私が学生相手には、まず自分のインデックスを作り、作ったら他人と照会して分かるようになれというのをやっていた。あなたの場合は自分の感情が分かってない。

 ——自分のは分からないけど、他人のは分かります。

 他人のは計算して分かっている。感情というのは化学反応だから、脳の中にこういう物質が出て体の中でこういう反応が出るというのが対応してて、それも含めて感情だから。あなたの場合は体の感じとして感情を感じてない。言葉のインデックスで「この人は怒っている」とか計算して分かっている。あなたがもうちょっと違うところに行くためには、あなたが自分で何を感じているかをあなた自身が体感として捉えられるようになって、「ああ、きっとこの人はこういう風に体で感じてるんだ。」というのが分かるようになること。あなたの場合は自分の感情が分かり始めていると思うけどね。

 ——快か不快かはすごく感じます。

 快・不快でいいけど、人間の感情はもっと複雑で色んな言葉があるじゃない。どうしていろんな言葉があるかと考えると、きめ細やかにいろんな感じで人を味わっているはず。それを自分の中で探求していく。快不快で切り捨てるのではなく、快不快の時に自分の体がどう反応しているのかに自覚的になって自分の認知空間や体で探求していく。焦ると体がひやっとしたりするでしょう。自分で一生懸命感じていく。例えば、他人のあったかい感じというのを感じること。俺、自分でいうのは不遜だけど、超あったかい人だから。それは私がおそらく、自分の空間の中では暖かくあるからなんだろうね。認知空間全体を暖かくする。でも、自分のことなんか基本的には知りたくもないじゃない、通常は。

 しかも俺の場合、正しいから余計嫌だよね。でも、自分のことを自覚してない時ってすごく困るじゃない。あなたの場合、受け取る準備ができているから私の話を聞いてもそうかもしれないと思うかもしれない。

 言語を得ることで多少抱いていたイメージと合うみたいな話はあるかもしれない。
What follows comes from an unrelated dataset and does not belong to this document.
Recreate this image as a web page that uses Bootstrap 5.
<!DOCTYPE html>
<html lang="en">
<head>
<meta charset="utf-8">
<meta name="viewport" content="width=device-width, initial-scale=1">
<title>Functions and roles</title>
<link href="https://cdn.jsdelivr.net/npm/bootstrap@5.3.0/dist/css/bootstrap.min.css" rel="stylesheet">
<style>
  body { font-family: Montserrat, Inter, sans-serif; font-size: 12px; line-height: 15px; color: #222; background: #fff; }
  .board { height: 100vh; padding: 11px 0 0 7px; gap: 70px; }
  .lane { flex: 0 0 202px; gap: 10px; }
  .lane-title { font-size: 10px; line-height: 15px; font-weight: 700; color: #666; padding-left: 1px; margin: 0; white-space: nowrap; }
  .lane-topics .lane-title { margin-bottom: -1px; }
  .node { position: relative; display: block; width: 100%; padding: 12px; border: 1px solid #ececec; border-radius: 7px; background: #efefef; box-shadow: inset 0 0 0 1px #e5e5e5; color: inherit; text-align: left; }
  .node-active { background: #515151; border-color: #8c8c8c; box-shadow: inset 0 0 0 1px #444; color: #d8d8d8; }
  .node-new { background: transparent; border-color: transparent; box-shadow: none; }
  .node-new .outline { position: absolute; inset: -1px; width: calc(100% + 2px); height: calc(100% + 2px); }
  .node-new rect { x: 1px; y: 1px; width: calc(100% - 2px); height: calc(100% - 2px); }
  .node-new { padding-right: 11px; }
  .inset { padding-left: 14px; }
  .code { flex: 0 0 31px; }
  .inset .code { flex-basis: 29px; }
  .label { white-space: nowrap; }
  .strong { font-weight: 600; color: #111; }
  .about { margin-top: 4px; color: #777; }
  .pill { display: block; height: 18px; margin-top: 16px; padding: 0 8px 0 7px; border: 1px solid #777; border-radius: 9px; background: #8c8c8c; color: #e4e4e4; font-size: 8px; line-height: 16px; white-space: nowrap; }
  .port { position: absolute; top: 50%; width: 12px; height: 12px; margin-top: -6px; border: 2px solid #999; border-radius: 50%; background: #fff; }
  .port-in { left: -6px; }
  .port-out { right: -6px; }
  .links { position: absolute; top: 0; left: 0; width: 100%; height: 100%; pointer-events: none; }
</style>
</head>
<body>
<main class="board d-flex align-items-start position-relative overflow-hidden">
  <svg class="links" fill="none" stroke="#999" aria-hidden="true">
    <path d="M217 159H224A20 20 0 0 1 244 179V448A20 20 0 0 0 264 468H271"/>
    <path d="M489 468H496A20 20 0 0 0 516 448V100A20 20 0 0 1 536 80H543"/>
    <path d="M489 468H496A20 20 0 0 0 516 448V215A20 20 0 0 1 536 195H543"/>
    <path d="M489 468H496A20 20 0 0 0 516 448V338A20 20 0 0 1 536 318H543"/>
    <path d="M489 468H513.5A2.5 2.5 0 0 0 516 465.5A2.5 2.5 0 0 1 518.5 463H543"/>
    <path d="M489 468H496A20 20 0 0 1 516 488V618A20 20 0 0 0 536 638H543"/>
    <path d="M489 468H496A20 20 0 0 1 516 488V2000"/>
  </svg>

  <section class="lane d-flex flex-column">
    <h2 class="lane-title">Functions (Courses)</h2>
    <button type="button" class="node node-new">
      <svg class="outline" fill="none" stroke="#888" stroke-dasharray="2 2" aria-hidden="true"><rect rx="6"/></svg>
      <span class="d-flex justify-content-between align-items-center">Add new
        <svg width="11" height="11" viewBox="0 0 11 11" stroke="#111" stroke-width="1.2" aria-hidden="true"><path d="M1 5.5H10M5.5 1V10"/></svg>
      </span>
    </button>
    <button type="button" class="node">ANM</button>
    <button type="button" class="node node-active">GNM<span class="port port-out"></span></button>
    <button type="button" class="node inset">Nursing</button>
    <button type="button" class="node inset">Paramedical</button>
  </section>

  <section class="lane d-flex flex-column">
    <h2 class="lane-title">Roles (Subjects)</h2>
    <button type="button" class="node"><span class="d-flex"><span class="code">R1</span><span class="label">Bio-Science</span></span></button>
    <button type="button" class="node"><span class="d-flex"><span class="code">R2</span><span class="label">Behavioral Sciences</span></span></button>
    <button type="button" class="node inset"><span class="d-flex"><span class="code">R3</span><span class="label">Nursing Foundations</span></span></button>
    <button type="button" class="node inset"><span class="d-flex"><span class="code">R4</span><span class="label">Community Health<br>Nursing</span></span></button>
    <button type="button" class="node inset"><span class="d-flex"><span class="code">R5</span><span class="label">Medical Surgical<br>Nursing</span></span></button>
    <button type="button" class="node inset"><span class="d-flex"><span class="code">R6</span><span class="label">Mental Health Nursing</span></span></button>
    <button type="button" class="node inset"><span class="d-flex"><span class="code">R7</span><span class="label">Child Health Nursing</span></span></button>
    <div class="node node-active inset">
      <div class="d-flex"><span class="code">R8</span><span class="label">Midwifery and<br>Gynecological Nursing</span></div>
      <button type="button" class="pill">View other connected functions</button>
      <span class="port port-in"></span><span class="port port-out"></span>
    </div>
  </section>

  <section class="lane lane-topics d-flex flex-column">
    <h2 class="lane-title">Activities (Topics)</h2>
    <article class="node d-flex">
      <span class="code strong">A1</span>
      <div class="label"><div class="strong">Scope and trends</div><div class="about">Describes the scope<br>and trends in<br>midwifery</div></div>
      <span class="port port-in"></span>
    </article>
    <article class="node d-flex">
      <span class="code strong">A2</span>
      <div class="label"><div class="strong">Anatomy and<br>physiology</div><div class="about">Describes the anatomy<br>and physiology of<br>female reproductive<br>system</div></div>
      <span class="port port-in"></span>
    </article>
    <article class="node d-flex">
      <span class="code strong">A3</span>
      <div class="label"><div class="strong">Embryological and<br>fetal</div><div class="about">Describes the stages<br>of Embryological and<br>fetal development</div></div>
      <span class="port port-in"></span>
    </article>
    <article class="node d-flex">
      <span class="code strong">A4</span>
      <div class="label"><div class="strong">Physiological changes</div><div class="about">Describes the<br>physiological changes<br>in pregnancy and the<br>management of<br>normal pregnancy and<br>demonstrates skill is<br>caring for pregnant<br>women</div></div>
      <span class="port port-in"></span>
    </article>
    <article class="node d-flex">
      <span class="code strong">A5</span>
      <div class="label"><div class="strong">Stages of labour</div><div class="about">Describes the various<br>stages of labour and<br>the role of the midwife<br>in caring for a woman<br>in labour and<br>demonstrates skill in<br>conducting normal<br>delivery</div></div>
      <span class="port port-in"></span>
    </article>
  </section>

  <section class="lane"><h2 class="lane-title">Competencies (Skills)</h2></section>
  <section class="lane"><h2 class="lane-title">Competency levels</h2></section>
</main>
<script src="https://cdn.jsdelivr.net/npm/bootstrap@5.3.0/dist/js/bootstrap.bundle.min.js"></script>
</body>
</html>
あなたは今後、きっと色々分かっていくと思う。加速度的に。普通はこんな話できる人いないもん。俺がアカデミーに絶望したのは、ほとんど俺が言っている話を理解できる人がいなかったから。日本の認知言語学で一番まともな研究をしている◯さんしか分からなかった。

大学で教えてた時、教え子によく言われたのは「Cさんと会えたのは運です。」と。どこで会うかもわからなかったし、こんなことを分かる人が世の中にいるとは思わなかった、と。